▸ **Problem description**: Retype the whole listing, please, keeping every line exact and dropping the pictures.

-- begin Data extract --

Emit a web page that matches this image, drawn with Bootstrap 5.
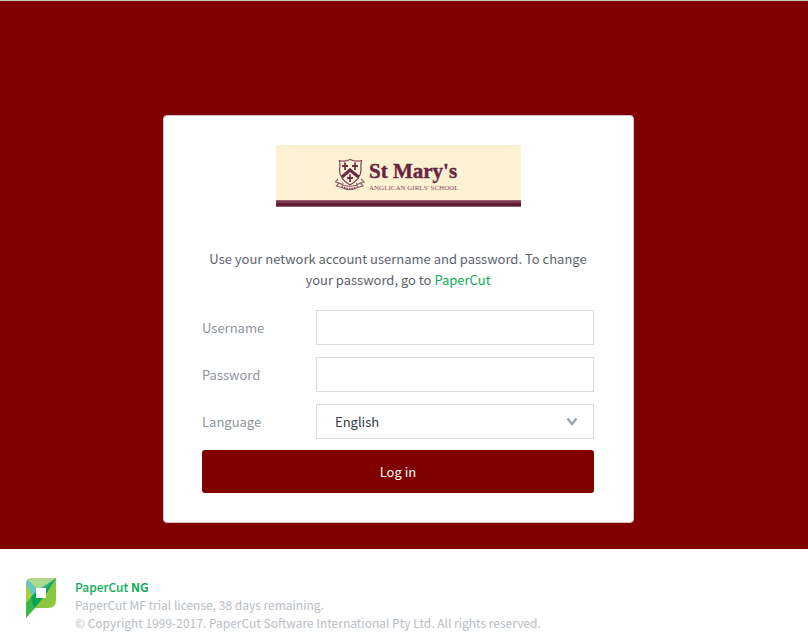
<!DOCTYPE html>
<html lang="en">
<head>
<meta charset="utf-8">
<meta name="viewport" content="width=device-width, initial-scale=1">
<title>PaperCut Login</title>
<link rel="stylesheet" href="https://cdn.jsdelivr.net/npm/bootstrap@5.3.0/dist/css/bootstrap.min.css">
<style>
body { font-family: "Noto Sans CJK SC", "Noto Sans", sans-serif; font-size: 13px; line-height: 21px; color: #5d636b; background: #fff; }
.login-area { background: #800000; border-top: 1px solid #c8c4c0; padding: 114px 11px 26px 0; }
.login-box { max-width: 471px; background: #fff; border: 1px solid #d6c4c4; border-radius: 4px; padding: 29px 39px 29px 38px; }
.school-logo { width: 245px; height: 62px; margin-bottom: 41px; }
.intro { margin-bottom: 20px; }
.brand-link { color: #0eac58; text-decoration: none; }
.field-row { display: grid; grid-template-columns: 114px 1fr; align-items: center; margin-bottom: 12px; }
.field-row label { color: #8e959d; }
.field-row .form-control, .field-row .form-select { height: 35px; font-size: 13px; line-height: 21px; border: 1px solid #d5dbe0; border-radius: 0; color: #343b42; padding: 6px 18px; }
.field-row .form-select { background-image: url("data:image/svg+xml,%3Csvg xmlns='http://www.w3.org/2000/svg' viewBox='0 0 12 10'%3E%3Cpath d='M1.5 1.5 6 7 10.5 1.5' fill='none' stroke='%2394a0aa' stroke-width='2.2'/%3E%3C/svg%3E"); background-size: 12px 10px; background-position: right 15px center; }
.btn-login { background: #800000; color: #fff; height: 43px; font-size: 13px; border: 0; border-radius: 3px; margin-top: -1px; }
.btn-login:hover { background: #6b0000; color: #fff; }
.page-foot { padding: 29px 26px 5px; font-size: 12px; line-height: 18px; color: #b9bec6; }
.foot-text { margin-left: 19px; }
.product-name { font-weight: 500; }
</style>
<script src="https://cdn.jsdelivr.net/npm/bootstrap@5.3.0/dist/js/bootstrap.bundle.min.js"></script>
</head>
<body>
<main class="login-area">
  <div class="login-box mx-auto">
    <svg class="school-logo d-block mx-auto" viewBox="0 0 245 62" role="img" aria-label="St Mary's Anglican Girls' School">
      <rect width="245" height="62" fill="#fdf1d3"/>
      <rect y="55" width="245" height="7" fill="#97606f"/>
      <rect y="56" width="245" height="2" fill="#7b3b50"/>
      <rect y="58" width="245" height="3" fill="#5e1d35"/>
      <g fill="none" stroke="#80405a" stroke-width="1.2">
        <path d="M63.500 15.500Q69 17 74 14.500Q80 17 85.500 15.500Q84.500 20 85 25Q85 34 74 40Q63.500 34 63.500 25Q64.500 20 63.500 15.500Z"/>
        <path d="M66 32 74 25 82.500 32" stroke="#692843" stroke-width="3"/>
        <path d="M69 17.500V25M66 21H72M79 17.500V25M76 21H82M74 29.500V37M71 33H77" stroke="#70304a" stroke-width="1.800"/>
        <path d="M62 34 59.500 37 63 38 60.500 41 66 42.500Q73.500 47 81.500 42.500L87 41 84.500 38 88 37 85 34M63 38Q73.500 45 84.500 38M66 42.500 67 38M81.500 42.500 80.500 38" stroke="#935e70"/>
        <path d="M68 42.500Q74 45 80 42.500" stroke="#7a3d55" stroke-width="1.500" stroke-dasharray="1.500 1"/>
      </g>
      <text x="93" y="33" font-family="Liberation Serif, serif" font-weight="700" font-size="21" fill="#672440" stroke="#672440" stroke-width=".4">St Mary's</text>
      <text x="93" y="45" font-family="Liberation Serif, serif" font-size="7" fill="#88495f">ANGLICAN GIRLS' SCHOOL</text>
    </svg>
    <p class="intro text-center">Use your network account username and password. To change your password, go to <a class="brand-link" href="#">PaperCut</a></p>
    <form>
      <div class="field-row"><label for="username">Username</label><input class="form-control" id="username" type="text"></div>
      <div class="field-row"><label for="password">Password</label><input class="form-control" id="password" type="password"></div>
      <div class="field-row"><label for="language">Language</label><select class="form-select" id="language"><option>English</option></select></div>
      <button class="btn btn-login w-100 d-block" type="submit">Log in</button>
    </form>
  </div>
</main>
<footer class="page-foot d-flex align-items-start">
  <svg class="flex-shrink-0" width="30" height="40" viewBox="0 0 30 40" aria-hidden="true">
    <path d="M6 0H30V22Q30 30 22 30H9L0 40V6Q0 0 6 0Z" fill="#8cc63f"/>
    <path d="M6 0H30L16 10H10L2 2Q4 0 6 0Z" fill="#b0d98e"/>
    <path d="M2 2 10 10V17L5 18 0 7Q0 3 2 2Z" fill="#62c9c8"/>
    <path d="M0 6 6 17 0 26Z" fill="#a5cf42"/>
    <path d="M0 25 10 14V20L14 24 0 40Z" fill="#3cb54a"/>
    <path d="M5 19 10 14V20H17L8 30Z" fill="#00a651"/>
    <path d="M30 0 15 10H20V16Z" fill="#2bb98c"/>
    <path d="M30 0 20 10V16Z" fill="#16a56c"/>
    <rect x="10" y="10" width="10" height="10" fill="#fff"/>
  </svg>
  <div class="foot-text">
    <div><a class="brand-link product-name" href="#">PaperCut <b>NG</b></a></div>
    <div>PaperCut MF trial license, 38 days remaining.</div>
    <div>© Copyright 1999-2017. PaperCut Software International Pty Ltd. All rights reserved.</div>
  </div>
</footer>
</body>
</html>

-- end Data extract --

▸ **The result**:
Emit a web page that matches this image, drawn with Bootstrap 5.
<!DOCTYPE html>
<html lang="en">
<head>
<meta charset="utf-8">
<meta name="viewport" content="width=device-width, initial-scale=1">
<title>PaperCut Login</title>
<link rel="stylesheet" href="https://cdn.jsdelivr.net/npm/bootstrap@5.3.0/dist/css/bootstrap.min.css">
<style>
body { font-family: "Noto Sans CJK SC", "Noto Sans", sans-serif; font-size: 13px; line-height: 21px; color: #5d636b; background: #fff; }
.login-area { background: #800000; border-top: 1px solid #c8c4c0; padding: 114px 11px 26px 0; }
.login-box { max-width: 471px; background: #fff; border: 1px solid #d6c4c4; border-radius: 4px; padding: 29px 39px 29px 38px; }
.school-logo { width: 245px; height: 62px; margin-bottom: 41px; }
.intro { margin-bottom: 20px; }
.brand-link { color: #0eac58; text-decoration: none; }
.field-row { display: grid; grid-template-columns: 114px 1fr; align-items: center; margin-bottom: 12px; }
.field-row label { color: #8e959d; }
.field-row .form-control, .field-row .form-select { height: 35px; font-size: 13px; line-height: 21px; border: 1px solid #d5dbe0; border-radius: 0; color: #343b42; padding: 6px 18px; }
.field-row .form-select { background-image: url("data:image/svg+xml,%3Csvg xmlns='http://www.w3.org/2000/svg' viewBox='0 0 12 10'%3E%3Cpath d='M1.5 1.5 6 7 10.5 1.5' fill='none' stroke='%2394a0aa' stroke-width='2.2'/%3E%3C/svg%3E"); background-size: 12px 10px; background-position: right 15px center; }
.btn-login { background: #800000; color: #fff; height: 43px; font-size: 13px; border: 0; border-radius: 3px; margin-top: -1px; }
.btn-login:hover { background: #6b0000; color: #fff; }
.page-foot { padding: 29px 26px 5px; font-size: 12px; line-height: 18px; color: #b9bec6; }
.foot-text { margin-left: 19px; }
.product-name { font-weight: 500; }
</style>
<script src="https://cdn.jsdelivr.net/npm/bootstrap@5.3.0/dist/js/bootstrap.bundle.min.js"></script>
</head>
<body>
<main class="login-area">
  <div class="login-box mx-auto">
    <svg class="school-logo d-block mx-auto" viewBox="0 0 245 62" role="img" aria-label="St Mary's Anglican Girls' School">
      <rect width="245" height="62" fill="#fdf1d3"/>
      <rect y="55" width="245" height="7" fill="#97606f"/>
      <rect y="56" width="245" height="2" fill="#7b3b50"/>
      <rect y="58" width="245" height="3" fill="#5e1d35"/>
      <g fill="none" stroke="#80405a" stroke-width="1.2">
        <path d="M63.500 15.500Q69 17 74 14.500Q80 17 85.500 15.500Q84.500 20 85 25Q85 34 74 40Q63.500 34 63.500 25Q64.500 20 63.500 15.500Z"/>
        <path d="M66 32 74 25 82.500 32" stroke="#692843" stroke-width="3"/>
        <path d="M69 17.500V25M66 21H72M79 17.500V25M76 21H82M74 29.500V37M71 33H77" stroke="#70304a" stroke-width="1.800"/>
        <path d="M62 34 59.500 37 63 38 60.500 41 66 42.500Q73.500 47 81.500 42.500L87 41 84.500 38 88 37 85 34M63 38Q73.500 45 84.500 38M66 42.500 67 38M81.500 42.500 80.500 38" stroke="#935e70"/>
        <path d="M68 42.500Q74 45 80 42.500" stroke="#7a3d55" stroke-width="1.500" stroke-dasharray="1.500 1"/>
      </g>
      <text x="93" y="33" font-family="Liberation Serif, serif" font-weight="700" font-size="21" fill="#672440" stroke="#672440" stroke-width=".4">St Mary's</text>
      <text x="93" y="45" font-family="Liberation Serif, serif" font-size="7" fill="#88495f">ANGLICAN GIRLS' SCHOOL</text>
    </svg>
    <p class="intro text-center">Use your network account username and password. To change your password, go to <a class="brand-link" href="#">PaperCut</a></p>
    <form>
      <div class="field-row"><label for="username">Username</label><input class="form-control" id="username" type="text"></div>
      <div class="field-row"><label for="password">Password</label><input class="form-control" id="password" type="password"></div>
      <div class="field-row"><label for="language">Language</label><select class="form-select" id="language"><option>English</option></select></div>
      <button class="btn btn-login w-100 d-block" type="submit">Log in</button>
    </form>
  </div>
</main>
<footer class="page-foot d-flex align-items-start">
  <svg class="flex-shrink-0" width="30" height="40" viewBox="0 0 30 40" aria-hidden="true">
    <path d="M6 0H30V22Q30 30 22 30H9L0 40V6Q0 0 6 0Z" fill="#8cc63f"/>
    <path d="M6 0H30L16 10H10L2 2Q4 0 6 0Z" fill="#b0d98e"/>
    <path d="M2 2 10 10V17L5 18 0 7Q0 3 2 2Z" fill="#62c9c8"/>
    <path d="M0 6 6 17 0 26Z" fill="#a5cf42"/>
    <path d="M0 25 10 14V20L14 24 0 40Z" fill="#3cb54a"/>
    <path d="M5 19 10 14V20H17L8 30Z" fill="#00a651"/>
    <path d="M30 0 15 10H20V16Z" fill="#2bb98c"/>
    <path d="M30 0 20 10V16Z" fill="#16a56c"/>
    <rect x="10" y="10" width="10" height="10" fill="#fff"/>
  </svg>
  <div class="foot-text">
    <div><a class="brand-link product-name" href="#">PaperCut <b>NG</b></a></div>
    <div>PaperCut MF trial license, 38 days remaining.</div>
    <div>© Copyright 1999-2017. PaperCut Software International Pty Ltd. All rights reserved.</div>
  </div>
</footer>
</body>
</html>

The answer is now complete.